Excluding Ig and ribosomal genes from HVG selection in scVI, best practice?

Hi everyone,

I’m working with single-cell RNA-seq data from CD45⁺ immune cells (mostly lymphoid lineages) and integrating multiple batches using scVI, which so far has given the best batch correction results.

We’re now reprocessing the data after adjusting QC thresholds, and I came across some recent papers where they state:

“Prior to PCA, nearest neighbor clustering, and UMAP representations, some genes were filtered from inclusion including those associated with Ig loci (Igk, Igl, or Igh), ribosomal proteins (Rps or Rpl), mitochondrial (mt-), sex (Xist),…”

My questions are:

  1. Would it make sense to exclude these genes before computing HVGs, so that they never influence the latent space learned by scVI?
    Or is it better to compute HVGs normally, then remove these specific genes after HVG selection (e.g., set highly_variable=False for them)?

  2. Once we have obtained broad cell type annotations (T cells, B cells, myeloid, etc.),
    is it advisable to subset, recalculate HVGs within one lineage (e.g. T cells), and retrain a new scVI model for finer clustering?
    Or is it acceptable to rely on the latent embeddings from the original full scVI model for the subcluster analysis?

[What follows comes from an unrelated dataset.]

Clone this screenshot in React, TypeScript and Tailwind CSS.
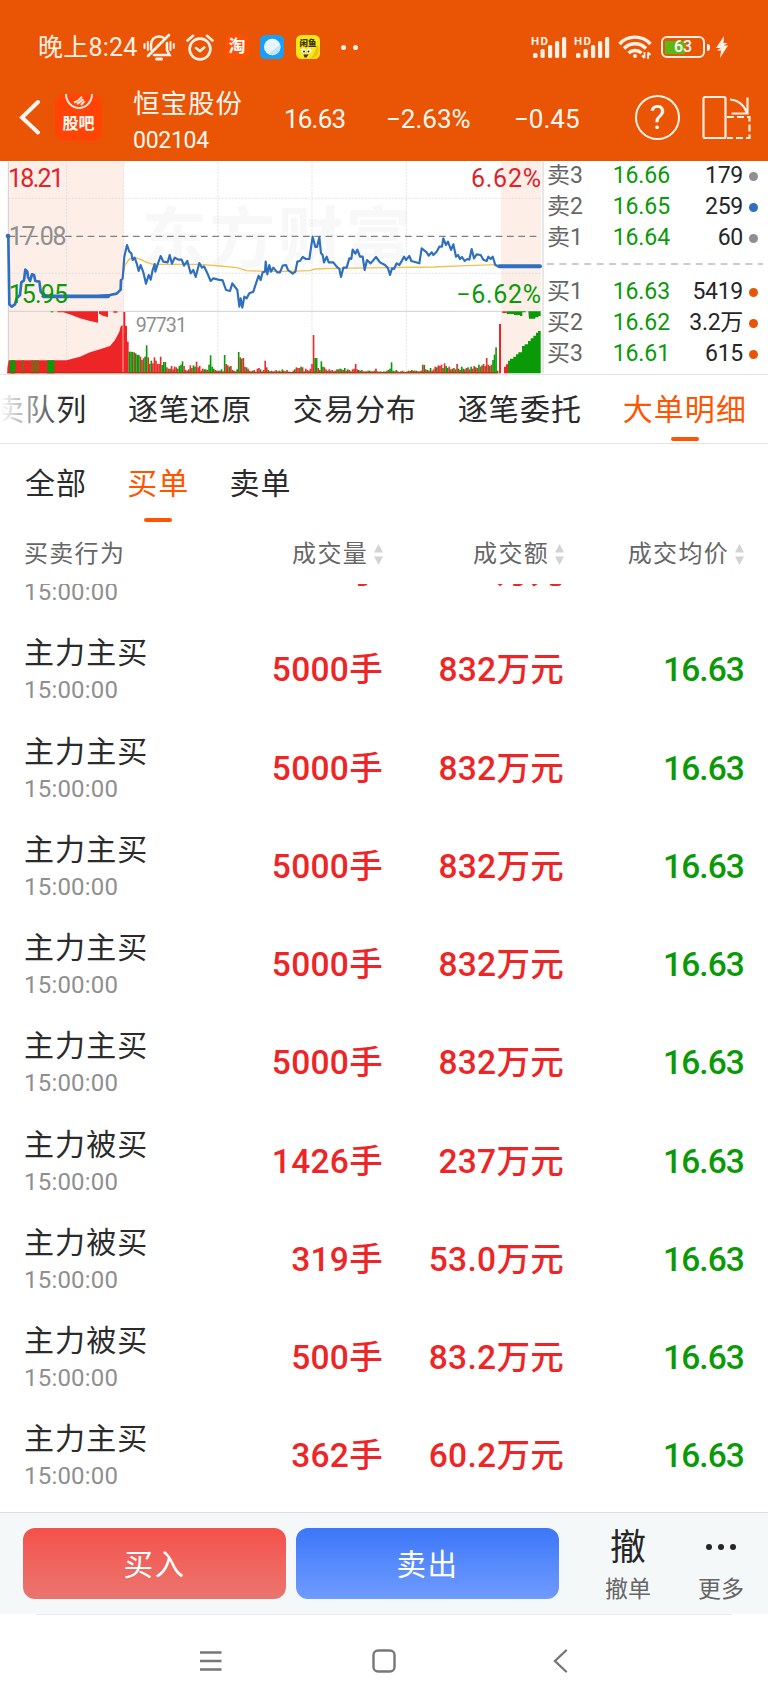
import clsx from "clsx"

interface Quote {
  label: string
  price: string
  volume: string
  dot: string
}

interface Order {
  action: string
  volume: string
  amount: string
}

const asks: Quote[] = [
  { label: "卖3", price: "16.66", volume: "179", dot: "bg-[#8e8e93]" },
  { label: "卖2", price: "16.65", volume: "259", dot: "bg-[#2f6fc0]" },
  { label: "卖1", price: "16.64", volume: "60", dot: "bg-[#8e8e93]" },
]

const bids: Quote[] = [
  { label: "买1", price: "16.63", volume: "5419", dot: "bg-[#e95504]" },
  { label: "买2", price: "16.62", volume: "3.2万", dot: "bg-[#e95504]" },
  { label: "买3", price: "16.61", volume: "615", dot: "bg-[#e95504]" },
]

const orders: Order[] = [
  { action: "主力主买", volume: "5000手", amount: "832万元" },
  { action: "主力主买", volume: "5000手", amount: "832万元" },
  { action: "主力主买", volume: "5000手", amount: "832万元" },
  { action: "主力主买", volume: "5000手", amount: "832万元" },
  { action: "主力主买", volume: "5000手", amount: "832万元" },
  { action: "主力主买", volume: "5000手", amount: "832万元" },
  { action: "主力被买", volume: "1426手", amount: "237万元" },
  { action: "主力被买", volume: "319手", amount: "53.0万元" },
  { action: "主力被买", volume: "500手", amount: "83.2万元" },
  { action: "主力主买", volume: "362手", amount: "60.2万元" },
]

const tabs = ["买卖队列", "逐笔还原", "交易分布", "逐笔委托", "大单明细"]

const auctionLine =
  "25,243 28,448 35,455 45,448 50,430 60,420 64,382 72,376 76,344 82,350 84,366 90,378 96,358 102,360 106,378 118,380 122,410 130,420 150,424 290,424 330,420 350,416 362,404 363,376"

const priceLine =
  "363,376 368,370 373,305 381,270 388,290 394,295 398,315 404,308 410,325 416,348 422,330 430,352 438,386 446,360 452,374 458,345 464,327 466,350 474,325 482,303 490,320 503,322 509,300 516,326 524,308 535,314 545,314 552,332 562,318 572,355 580,345 587,366 598,324 606,338 612,334 620,350 632,378 640,370 655,374 668,376 678,405 690,408 697,385 712,405 718,455 722,430 727,458 733,425 740,430 748,415 760,410 768,385 776,362 782,375 788,352 795,350 797,320 802,358 808,330 813,350 820,338 832,352 840,352 848,332 858,330 864,345 878,356 886,350 892,320 900,318 908,306 918,312 928,312 938,245 946,276 951,276 958,247 963,295 968,300 972,322 980,305 986,322 1000,322 1010,335 1018,342 1023,366 1030,338 1040,338 1048,310 1054,312 1058,284 1066,296 1072,284 1080,305 1088,305 1094,345 1101,315 1112,325 1128,306 1140,322 1155,330 1164,340 1170,360 1176,340 1182,342 1190,325 1198,330 1204,320 1212,305 1218,315 1228,303 1234,318 1258,325 1265,280 1280,292 1286,302 1295,292 1300,300 1310,290 1318,275 1326,275 1330,250 1338,270 1344,260 1353,285 1360,268 1368,305 1374,300 1380,312 1386,306 1394,318 1402,312 1408,314 1415,282 1422,310 1430,298 1442,300 1450,314 1460,318 1465,305 1472,312 1478,305 1486,330 1494,334"

const averageLine =
  "368,370 375,330 388,312 400,308 415,310 440,322 460,328 500,328 600,328 660,333 710,338 740,347 800,349 860,349 930,347 945,342 1000,340 1170,338 1300,336 1400,332 1490,329"

// bar heights per minute, negative means a falling minute
const minuteBars = [
  -65, -65, -64, 63, -60, -55, -55, 50, -40, 45, -50, -84, 48, 28, -38, 30, 48, 38, 28, 28, 50, -25, -34, -34, 18, 14,
  -14, 22, 12, 20, 18, -14, -22, -26, -36, 22, 10, 8, -12, 24, 16, -24, -20, 35, 18, 22, 8, 14, -12, -12, 10, -26, -54,
  -20, -14, 10, 8, -8, 8, -12, -6, -55, 28, 24, -20, 22, 10, -8, 6, -12, -64, 48, -44, 46, 20, -18, 14, 8, 6, -8, 10,
  -5, 14, 16, -12, 6, 10, 38, 18, -10, -6, 8, -6, 6, 10, -6, -8, 6, -12, 8, -6, 10, 5, -5, 4, 8, -12, 18, 16, 16, -20,
  18, -6, 14, 10, -8, 14, 28, 115, -46, -46, 16, 10, -36, -20, 18, 12, -8, 12, 8, 10, -6, 8, -12, 12, -14, -12, 10, -16,
  8, -12, 10, -6, 12, 14, 28, 12, -10, -8, 10, -6, 6, -6, 8, -8, -6, 6, 8, 14, -6, 5, -6, 4, -6, -5, 8, -10, -14, -33, -8,
  6, -10, 6, 4, -6, 8, 5, -4, -6, 8, -7, 10, -8, 8, -8, 6, -6, 8, 26, -25, 12, -10, 8, -16, 8, 12, 20, -18, 24, 22, 26, -16,
  30, -22, -16, 20, 12, -14, 16, -12, 28, -14, 10, -20, -14, 12, 16, -18, 12, -20, 14, 22, -18, 16, -26, 20, -24, 28, 22,
  46, 26, -22, 26, -40, -56, -78, -8,
]

function PriceChart() {
  return (
    <svg className="h-[213px] w-[545px] shrink-0" viewBox="0 21 1635 639" fontFamily="Roboto, sans-serif">
      <rect x="25" y="21" width="346" height="634" fill="#fdeee8" />
      <rect x="1503" y="21" width="120" height="634" fill="#fdeee8" />
      <text
        x="424"
        y="322"
        fontSize="198"
        fontWeight="700"
        fill="#f8f8f8"
        letterSpacing="6"
        fontFamily="'Noto Sans CJK SC', sans-serif"
      >
        东方财富
      </text>
      <g stroke="#dcdcdc" strokeWidth="2.5" strokeDasharray="6 4">
        <path d="M25 130H1623M25 355H1623M200 21V655M371 21V655M654 21V655M936 21V655M1219 21V655" />
      </g>
      <path d="M25 21V655M1629 21V655M25 469H1623" stroke="#d0d0d0" strokeWidth="3" />
      <path d="M25 244H1623" stroke="#808080" strokeWidth="3.5" strokeDasharray="20 14" />

      {/* auction volume */}
      <polygon
        points="22,655 22,640 26,616 200,616 240,605 270,592 300,583 330,573 345,555 358,530 362,514 368,510 368,655"
        fill="#ee2526"
      />
      <path d="M38 616V655M69 616V655M97 616V655M106 616V655M113 616V655" stroke="#5c7a12" strokeWidth="5" />
      <rect x="30" y="616" width="16" height="39" fill="#0a9a08" />
      <rect x="142" y="616" width="21" height="39" fill="#0a9a08" />
      <path d="M172 469H294V503L270 498L240 490L215 480L190 472H172zM297 469H324V486L310 483L297 476zM340 469H352V473H340z" fill="#ee2526" />
      <path d="M152 469H160V472H152z" fill="#0a9a08" />
      <path d="M370 471H376V655H370zM376 513H381V655H376zM381 560H386V655H381z" fill="#ee2526" />
      {minuteBars.map((value, index) => (
        <rect
          key={index}
          x={386 + index * 4.68}
          y={655 - Math.abs(value)}
          width="4.9"
          height={Math.abs(value)}
          fill={value > 0 ? "#e92c2c" : "#0a9a08"}
        />
      ))}
      <path d="M22 653H1494" stroke="#a33c14" strokeWidth="4" />
      <rect x="1497" y="507" width="6" height="148" fill="#ee2526" />
      <path d="M1512 655V635H1518V628H1524V655z" fill="#ee2526" />
      <path
        d="M1524 655V617H1530V611H1540V605H1548V598H1555V592H1566V573H1574V568H1584V558H1592V550H1600V542H1608V533H1614V528H1622V655z"
        fill="#0a9a08"
      />
      <path d="M1507 469H1520V474H1507z" fill="#ee2526" />
      <path d="M1520 469H1577V472H1567V483H1560V480H1542V477H1520zM1585 469H1622V483H1615V487H1606V491H1587z" fill="#0a9a08" />

      <g fontSize="75">
        <text x="24" y="96" fill="#e0232a" textLength="168">18.21</text>
        <text x="26" y="270" fill="#8f8f8f" textLength="174">17.08</text>
      </g>

      <g fill="none" strokeLinejoin="round" strokeLinecap="round">
        <polyline points={averageLine} stroke="#f0c050" strokeWidth="4" />
        <polyline points={auctionLine} stroke="#2f6fc0" strokeWidth="8" />
        <path d="M130 424H325" stroke="#2f6fc0" strokeWidth="11" />
        <polyline points={priceLine} stroke="#2f6fc0" strokeWidth="6.5" />
        <path d="M1498 334H1620" stroke="#2f6fc0" strokeWidth="12" />
      </g>
      <circle cx="24" cy="243" r="7" fill="#2f6fc0" />

      <g fontSize="75">
        <text x="26" y="444" fill="#0a9a08" textLength="178">15.95</text>
        <text x="1413" y="97" fill="#e0232a" textLength="210">6.62%</text>
        <text x="1369" y="445" fill="#0a9a08" textLength="254">−6.62%</text>
        <text x="407" y="530" fill="#8f8f8f" fontSize="59" textLength="154">97731</text>
      </g>
    </svg>
  )
}

function QuoteRow({ quote }: { quote: Quote }) {
  return (
    <div className="flex h-[31px] items-center text-[23px]">
      <span className="w-[46px] text-[#666]">{quote.label}</span>
      <span className="w-[77px] text-right tracking-[-0.1px] text-[#0a9a08]">{quote.price}</span>
      <span className="w-[73px] text-right tracking-[-0.3px] text-[#262626]">{quote.volume}</span>
      <span className={clsx("ml-[6px] size-[9px] rounded-full", quote.dot)} />
    </div>
  )
}

function SignalIcon() {
  return (
    <svg className="h-[24px] w-[36px]" viewBox="0 0 36 24" fill="#fff0e6">
      <text x="0" y="9.5" fontSize="11.5" fontWeight="700" textLength="17" fontFamily="Roboto, sans-serif">
        HD
      </text>
      <rect x="2" y="18" width="4.5" height="5" rx="1.5" />
      <rect x="9.5" y="14" width="4.2" height="9" rx="1.5" />
      <rect x="17" y="10" width="4.2" height="13" rx="1.5" />
      <rect x="24" y="6" width="4.2" height="17" rx="1.5" />
      <rect x="31" y="2" width="4.2" height="21" rx="1.5" />
    </svg>
  )
}

function StatusBar() {
  return (
    <div className="flex h-[94px] items-center pl-[38px]">
      <span className="w-[105px] whitespace-nowrap pt-[2px] text-[25px] tracking-[0.2px] text-[#fff0e6]">晚上8:24</span>
      <svg className="h-[28px] w-[32px]" viewBox="0 0 32 28" fill="none" stroke="#fff0e6" strokeWidth="2.6" strokeLinecap="round">
        <path d="M26 2L5 23M8 16.5V12C8 7 11 3.5 16 3.5C18 3.5 19.6 4 21 5M24 10V17L26.5 22H11" />
        <path d="M13.5 26H18.5" strokeWidth="3" />
        <path d="M1.5 11V15M4.8 9V17M27.5 9V17M30.8 11V15" strokeWidth="2" />
      </svg>
      <svg className="ml-[11px] h-[27px] w-[28px]" viewBox="0 0 28 27" fill="none" stroke="#fff0e6" strokeWidth="2.6" strokeLinecap="round">
        <circle cx="14" cy="15" r="10.4" />
        <path d="M1.5 6.5L7 1.8M26.5 6.5L21 1.8M10 14L14 17L18.2 13.5" />
      </svg>
      <span className="ml-[11px] flex size-[24px] items-center justify-center rounded-[6px] bg-[#ff5000] text-[17px] font-bold text-white">
        淘
      </span>
      <svg className="ml-[11px] size-[24px]" viewBox="0 0 24 24">
        <rect width="24" height="24" rx="5.5" fill="#18a0f8" />
        <circle cx="12.3" cy="12" r="8.3" fill="#e8f7ff" />
        <path d="M20 9.5A8.3 8.3 0 0 1 8 19z" fill="#c3e4fa" />
      </svg>
      <svg className="ml-[12px] size-[24px]" viewBox="0 0 24 24">
        <rect width="24" height="24" rx="5.5" fill="#f7e71c" />
        <path d="M14 24C22 23 24 16 22 11C19 12 20 19 14 24z" fill="#fbbb10" />
        <text x="3.5" y="10.5" fontSize="8.5" fontWeight="900" fill="#3a3200" fontFamily="'Noto Sans CJK SC', sans-serif">
          闲鱼
        </text>
        <circle cx="7.5" cy="16" r="2.4" fill="#fff" />
        <circle cx="13" cy="16" r="2.4" fill="#fff" />
        <circle cx="8" cy="16.5" r="1" fill="#222" />
        <circle cx="12.5" cy="16.5" r="1" fill="#222" />
        <path d="M7.5 19.5H12.5L10.5 22.5H8.5z" fill="#5a2410" />
      </svg>
      <span className="ml-[21px] size-[5px] rounded-full bg-[#fff0e6]" />
      <span className="ml-[7px] size-[5px] rounded-full bg-[#fff0e6]" />
      <div className="ml-[173px] flex items-center gap-[7px]">
        <SignalIcon />
        <SignalIcon />
      </div>
      <svg className="ml-[8px] h-[26px] w-[34px]" viewBox="0 0 34 26" fill="none" stroke="#fff0e6" strokeWidth="3.4">
        <path d="M1.5 10A21 21 0 0 1 32.5 10M6 14.5A15 15 0 0 1 28 14.5M10.5 19A9.5 9.5 0 0 1 23.5 19" />
        <circle cx="17" cy="22" r="2" fill="#fff0e6" stroke="none" />
        <path d="M26.5 24V18M30 18.5V25M26.5 24L24 21.5M30 18.5L32.5 21" strokeWidth="1.8" />
      </svg>
      <div className="ml-[9px] flex h-[22px] w-[44px] items-center justify-center rounded-[6px] border-[2.5px] border-[#fff0e6] bg-[linear-gradient(90deg,#5cb812_56%,transparent_56%)] bg-[length:36px_13px] bg-center bg-no-repeat text-[16px] font-medium leading-none text-white">
        63
      </div>
      <span className="ml-[2px] h-[7px] w-[2.5px] rounded-r bg-[#fff0e6]" />
      <svg className="ml-[6px] h-[22px] w-[12px]" viewBox="0 0 12 22" fill="#fff0e6">
        <path d="M8 0L0 12H4.5L1 14.5H5L4 22L12 9.5H7.8L11.5 7H7.5z" />
      </svg>
    </div>
  )
}

function StockHeader() {
  return (
    <div className="flex h-[67px] text-[#fff8f2]">
      <svg className="ml-[18px] mt-[5px] h-[36px] w-[24px]" viewBox="0 0 24 36" fill="none" stroke="#fff8f2" strokeWidth="4" strokeLinecap="round">
        <path d="M20 3L4 18.5L20 33.5" />
      </svg>
      <div className="ml-[13px] flex h-[47px] w-[47px] flex-col items-center rounded-[10px] bg-[#ff4405]">
        <svg className="h-[17px] w-[28px] shrink-0" viewBox="0 0 28 17" fill="none" stroke="#ffe6dc" strokeWidth="2">
          <path d="M1 0A13 14 0 0 0 27 0" />
          <path d="M9 8.5Q14 7 17 2.5M12 10Q16 8 18 5M16 11L19.5 7" />
        </svg>
        <span className="mt-[4px] text-[16px] font-bold leading-[18px]">股吧</span>
      </div>
      <div className="ml-[31px] w-[118px]">
        <p className="-mt-[5px] whitespace-nowrap text-[26.5px] leading-[30px] tracking-[1px]">恒宝股份</p>
        <p className="mt-[11px] text-[23px] leading-[22px] tracking-[-0.3px]">002104</p>
      </div>
      <div className="mt-[10px] flex text-[26px] leading-[30px]">
        <span className="ml-[33px] w-[102px] tracking-[-0.8px]">16.63</span>
        <span className="w-[128px]">−2.63%</span>
        <span className="w-[121px]">−0.45</span>
      </div>
      <span className="mt-[1px] flex size-[45px] items-center justify-center rounded-full border-2 border-[#fff0e6] text-[33px] leading-none">
        ?
      </span>
      <svg className="ml-[22px] mt-[1px] h-[45px] w-[50px]" viewBox="0 0 50 45" fill="none" stroke="#fff0e6" strokeWidth="2.2">
        <rect x="1.5" y="2" width="22" height="41" rx="1.5" />
        <path d="M28 4.5C36 5 42 10 45 18M45.5 2.5V18.5H29.5" />
        <path d="M25 22H47.5V43H25" strokeDasharray="7 3" />
      </svg>
    </div>
  )
}

function SortArrows() {
  return (
    <svg className="ml-[6px] h-[21px] w-[9px]" viewBox="0 0 9 21" fill="#d3d3d3">
      <path d="M4.5 0L9 8.5H0zM0 12.5H9L4.5 21z" />
    </svg>
  )
}

function ColumnTitle({ title }: { title: string }) {
  return (
    <div className="flex items-center justify-end whitespace-nowrap">
      {title}
      <SortArrows />
    </div>
  )
}

function OrderRow({ order }: { order: Order }) {
  return (
    <div className="grid h-[98.25px] grid-cols-[179px_180px_181px_180px] items-center pl-[24px]">
      <div>
        <p className="text-[30px] leading-[36px] tracking-[1.1px] text-[#2b2b2b]">{order.action}</p>
        <p className="mt-[4px] text-[24px] leading-[30px] tracking-[0.2px] text-[#8f8f8f]">15:00:00</p>
      </div>
      <p className="text-right text-[33.5px] font-medium tracking-[0.3px] text-[#ee2526]">{order.volume}</p>
      <p className="text-right text-[33.5px] font-medium tracking-[0.3px] text-[#ee2526]">{order.amount}</p>
      <p className="text-right text-[33.5px] font-medium tracking-[-0.9px] text-[#0a9a08]">16.63</p>
    </div>
  )
}

export default function App() {
  return (
    <div className="flex h-[1707px] w-[768px] flex-col overflow-hidden bg-white font-[Roboto,'Noto_Sans_CJK_SC',sans-serif]">
      <header className="h-[161px] shrink-0 bg-[#e95504]">
        <StatusBar />
        <StockHeader />
      </header>

      <section className="flex h-[214px] shrink-0 border-b border-[#e3e3e3] pt-px">
        <PriceChart />
        <div className="flex-1 pl-[2px]">
          <div className="-mt-[1px]">
            {asks.map((quote) => (
              <QuoteRow key={quote.label} quote={quote} />
            ))}
          </div>
          <svg className="mb-[11px] mt-[8px] h-[4px] w-[216px]" viewBox="0 0 216 4">
            <path d="M0 2H216" stroke="#999" strokeWidth="1.2" strokeDasharray="7 5.4" />
          </svg>
          {bids.map((quote) => (
            <QuoteRow key={quote.label} quote={quote} />
          ))}
        </div>
      </section>

      <nav className="relative flex h-[69px] shrink-0 gap-[40.5px] overflow-hidden border-b border-[#e3e3e3] text-[30px] tracking-[1.1px] text-[#2b2b2b]">
        {tabs.map((tab, index) => (
          <button
            key={tab}
            className={clsx(
              "relative shrink-0 leading-[70px]",
              index === 0 && "-ml-[37px]",
              index === tabs.length - 1 && "text-[#ff5500]",
            )}
          >
            {tab}
            {index === tabs.length - 1 && (
              <span className="absolute bottom-[2px] left-[48px] h-[4px] w-[28px] rounded-full bg-[#ff5500]" />
            )}
          </button>
        ))}
        <span className="absolute left-0 top-0 h-full w-[66px] bg-gradient-to-r from-white to-transparent" />
      </nav>

      <nav className="flex h-[78px] shrink-0 gap-[40px] pl-[25px] text-[30px] tracking-[1.1px] text-[#2b2b2b]">
        <button className="leading-[79px]">全部</button>
        <button className="relative leading-[79px] text-[#ff5500]">
          买单
          <span className="absolute bottom-0 left-[17px] h-[4px] w-[28px] rounded-full bg-[#ff5500]" />
        </button>
        <button className="leading-[79px]">卖单</button>
      </nav>

      <div className="grid h-[62px] shrink-0 grid-cols-[179px_180px_181px_180px] items-center pl-[24px] pt-[2px] text-[24px] tracking-[1.3px] text-[#666]">
        <span>买卖行为</span>
        <ColumnTitle title="成交量" />
        <ColumnTitle title="成交额" />
        <ColumnTitle title="成交均价" />
      </div>

      <main className="h-[928px] shrink-0 overflow-hidden">
        <div className="-mt-[61px]">
          {orders.map((order, index) => (
            <OrderRow key={index} order={order} />
          ))}
        </div>
      </main>

      <footer className="flex h-[102px] shrink-0 border-t border-[#dcdee0] bg-[#f5f8f9] pl-[23px] pt-[15px]">
        <button className="h-[71px] w-[263px] rounded-[12px] bg-gradient-to-b from-[#f4504a] to-[#ea756f] pt-[4px] text-[29.5px] tracking-[1.5px] text-white">
          买入
        </button>
        <button className="ml-[10px] h-[71px] w-[263px] rounded-[12px] bg-gradient-to-b from-[#3b77f8] to-[#709bff] pt-[4px] text-[29.5px] tracking-[1.5px] text-white">
          卖出
        </button>
        <div className="ml-[39px] flex w-[60px] flex-col items-center">
          <span className="mt-[2px] text-[36px] leading-[36px] text-[#262626]">撤</span>
          <span className="mt-[12px] text-[23px] leading-[24px] text-[#666]">撤单</span>
        </div>
        <div className="ml-[33px] flex w-[60px] flex-col items-center">
          <div className="mt-[1px] flex h-[36px] items-center gap-[6px]">
            <span className="size-[6px] rounded-full bg-[#262626]" />
            <span className="size-[6px] rounded-full bg-[#262626]" />
            <span className="size-[6px] rounded-full bg-[#262626]" />
          </div>
          <span className="mt-[13px] text-[23px] leading-[24px] text-[#666]">更多</span>
        </div>
      </footer>

      <div className="mx-[36px] h-px shrink-0 bg-[#ececec]" />
      <div className="flex h-[92px] shrink-0 items-start pl-[199px] pt-[34px]">
        <svg className="h-[24px] w-[24px]" viewBox="0 0 24 24" stroke="#777" strokeWidth="2.4">
          <path d="M1 3.5H22.5M1 12H22.5M1 20.5H22.5" />
        </svg>
        <svg className="ml-[149px] h-[24px] w-[24px]" viewBox="0 0 24 24" fill="none" stroke="#777" strokeWidth="2.4">
          <rect x="1.5" y="1.5" width="21" height="21" rx="4.5" />
        </svg>
        <svg className="ml-[157px] h-[24px] w-[15px]" viewBox="0 0 15 24" fill="none" stroke="#777" strokeWidth="2.4" strokeLinecap="round">
          <path d="M13 1.5L2 12L13 22.5" />
        </svg>
      </div>
    </div>
  )
}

Any insights or examples of good practice would be appreciated.

Thanks in advance!

1 Like

Hey,

  1. Generally, the latter is the way to go to not affect the biological signal and other downstream tasks, such as DE. So, keeping them, but not letting them affect the latent space. However, the decision may also be influenced by the problem you are trying to solve.

  2. I think you can only gain by performing this, considering (1).

In any case, you can always compare the different strategies by running scib-metrics on the generated latent space(s) and DE to validate your expected results.

1 Like